So when you walk into the local coffee-shop and the great Toots Hibbert is singing Funky Kingston, it can really take you back…

In most of the music I care about, what makes a great singer is soul, or at least the appearance of it. In gospel, blues, r&b, rock ‘n’ roll, hip-hop, it’s about the singer being able to find the space where the spirit comes through. Because the music itself is a mechanism: a finely-designed, highly-evolved tool for creating spiritual ecstasy. So questions about whether the singer “means it” or “doesn’t really mean it” are, ultimately, beside the point. Because the singer can be a misogynist sociopath, or a raving cokehead, or a delusional Bible-thumper, or a satyriacal maniac, before the show starts. But when the lights come up, and the rhythm section hits the groove, and the background singers take up the call-and-response, the singer is supposed to be transported—out of the everyday, the ordinary, the prosaic, sinful and “worldly”—and is supposed to take the audience along.

That’s why some of the greatest, most soulful singers are at their strongest with the simplest, most straightforward, sometimes even banal material—because there is nothing in the song itself to get in the way, and the song itself is just a vehicle for transport. The greatest gospel and soul songwriters have been those who understood the song as a vehicle, as a recipe, as a simple mechanism for catalyzing the performance.

This is why the greatest, most soulful singers can still inhabit songs they sung hundreds, or thousands, of times before—which they usually wind up having to do to satisfy the audience’s hunger for the “classic hits.” This is why BB can still create a sense of great histrionic passion in Sweet Little Sixteen and Levi Stubbs of the Four Tops (still the greatest of all the Motown singers, subject of a future “100 Greats” post) can still pull off apocalyptic intensity of Reach Out I’ll Be There.

It’s also what the ragged kids in the Trench Town ghetto of Kingston Jamaica heard coming through the crackly broadcasts of the giant fifty- and hundred-thousand-watt stations of WDIA in Memphis (the “Mother Station of the Negroes”), XERA/XERF in Ciudad Acuna (a “border blaster” station across the Rio Grande from Del Rio, TX--where I spent a night in jail one time), and WSM in Nashville, home of the Opry. With FCC limitations on station wattage still a figment of the future’s imagination, these competing stations built bigger and bigger amplifiers, trying to blanket out each other’s frequencies—and not coincidentally cranking out signals that could be heard in Greenland, Vancouver, Havana…and Kingston.

They damned sure heard that music—the music aimed at working-class blacks and whites in the American South—in the hills of the Cockpit Country in north-western Jamaica.

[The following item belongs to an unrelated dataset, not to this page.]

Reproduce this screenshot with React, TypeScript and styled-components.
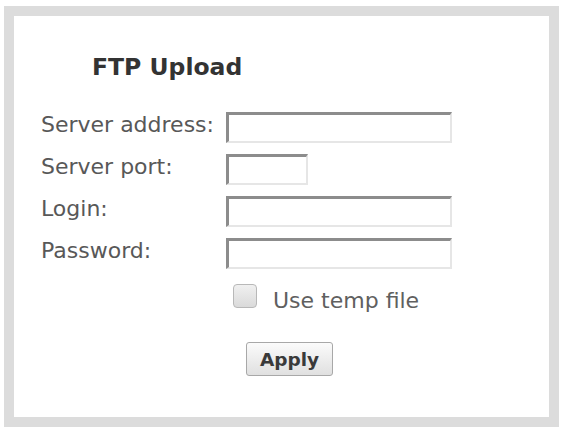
import React from "react";
import styled, { createGlobalStyle } from "styled-components";

const Global = createGlobalStyle`
  html, body { margin: 0; padding: 0; background: #ffffff; }
  body { font-family: "DejaVu Sans", Verdana, sans-serif; }
  * { box-sizing: border-box; }
`;

const Frame = styled.div`
  width: 555px;
  height: 421px;
  margin: 6px 0 0 4px;
  border: 10px solid #dcdcdc;
  background: #ffffff;
  padding: 37px 0 0 27px;
`;

const Title = styled.h2`
  margin: 0 0 31px 51px;
  font-size: 23.5px;
  line-height: 28px;
  font-weight: bold;
  color: #333333;
`;

const Form = styled.div`
  display: grid;
  grid-template-columns: 185px auto;
  row-gap: 11px;
  align-items: start;
`;

const Label = styled.label`
  font-size: 22px;
  line-height: 26px;
  color: #585858;
  white-space: nowrap;
`;

const TextInput = styled.input<{ $w: number }>`
  display: block;
  width: ${(p) => p.$w}px;
  height: 31px;
  margin: 0;
  padding: 0 4px;
  border-top: 3px solid #8c8c8c;
  border-left: 3px solid #8c8c8c;
  border-right: 2px solid #e6e6e6;
  border-bottom: 2px solid #e6e6e6;
  background: #ffffff;
  font-family: inherit;
  font-size: 18px;
  outline: none;
`;

const Spacer = styled.div``;

const CheckRow = styled.label`
  display: flex;
  align-items: flex-start;
  gap: 16px;
  margin: 4px 0 0 7px;
  font-size: 22px;
  line-height: 26px;
  color: #606060;
`;

const Box = styled.span`
  flex: none;
  width: 24px;
  height: 24px;
  border: 1px solid #b8b8b8;
  border-radius: 4px;
  background: linear-gradient(#f0f0f0, #dadada);
`;

const CheckText = styled.span`
  margin-top: 4px;
`;

const ButtonCell = styled.div`
  padding: 17px 0 0 20px;
`;

const Button = styled.button`
  display: block;
  width: 87px;
  height: 34px;
  border: 1px solid #a8a8a8;
  border-radius: 3px;
  background: linear-gradient(#fbfbfb, #e0e0e0);
  font-family: inherit;
  font-size: 18.5px;
  font-weight: bold;
  color: #3a3a3a;
  padding: 0;
`;

export default function App() {
  return (
    <>
      <Global />
      <Frame>
        <Title>FTP Upload</Title>
        <Form>
          <Label>Server address:</Label>
          <TextInput $w={226} />
          <Label>Server port:</Label>
          <TextInput $w={82} />
          <Label>Login:</Label>
          <TextInput $w={226} />
          <Label>Password:</Label>
          <TextInput $w={226} type="password" />
          <Spacer />
          <CheckRow>
            <Box />
            <CheckText>Use temp file</CheckText>
          </CheckRow>
          <Spacer />
          <ButtonCell>
            <Button>Apply</Button>
          </ButtonCell>
        </Form>
      </Frame>
    </>
  );
}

A stunningly-beautiful but virtually-unexploitable terrain of steep mountains, semi-tropical jungle, fast-running rivers, and astonishing fertility, the Cockpit Country had been the place to which, for 250 years, escaped slaves had fled. As was the case with blacks in the American South, Africans brought to Jamaica fled often; in contrast to the situation obtaining in most parts of the South, they were often successful. It was hard to hide in the Mississippi Delta or the Arkansas foothills, but upland Jamaica was a landscape into which escapees could easily vanish, sometimes before they had ever been transported to a plantation or sometimes even escaping from the slave ships themselves. And they went up into the hills, taking knowledge with them, and they settled in the steep valleys, and an entire culture grew up, taking in African, Native American, and European folkways and beliefs. You could grow almost anything there (fruit, vegetables, the fowl and pigs they knew from Africa, spices, sugar, and ganja) but you couldn’t hardly farm anything there: it was too hilly, too jungly, just too damned far away from “civilization.”

These were the Maroons, who, under different names but in similar situations in Jamaica, Cuba, Bahia, or the Georgia Sea Islands, retained the strongest ties to African culture and folkways—and much more strongly than in the far more repressive American South. Toussaint l’Ouverture, the heroic liberator of Haiti, was a Maroon; so (according to some people) are the Neville Brothers.

Bob Marley came out of the high hills. So did Bunny Wailer, and Peter Tosh, and hundreds of other would-be stars who left the hills and came to the capitol (really the only) city of Kingston, seeking to make their fortune. There’s a beautiful, evocative, and very sad portrait of this migration—of the semi-paradise they left behind, the reasons for their leaving, and the starkness of the life they faced in the Trench Town slums—in Michael Thelwell’s magnificent novel The Harder They Come, a “re-imagining” of the story upon which the film (see “100 Greats” #1) was based.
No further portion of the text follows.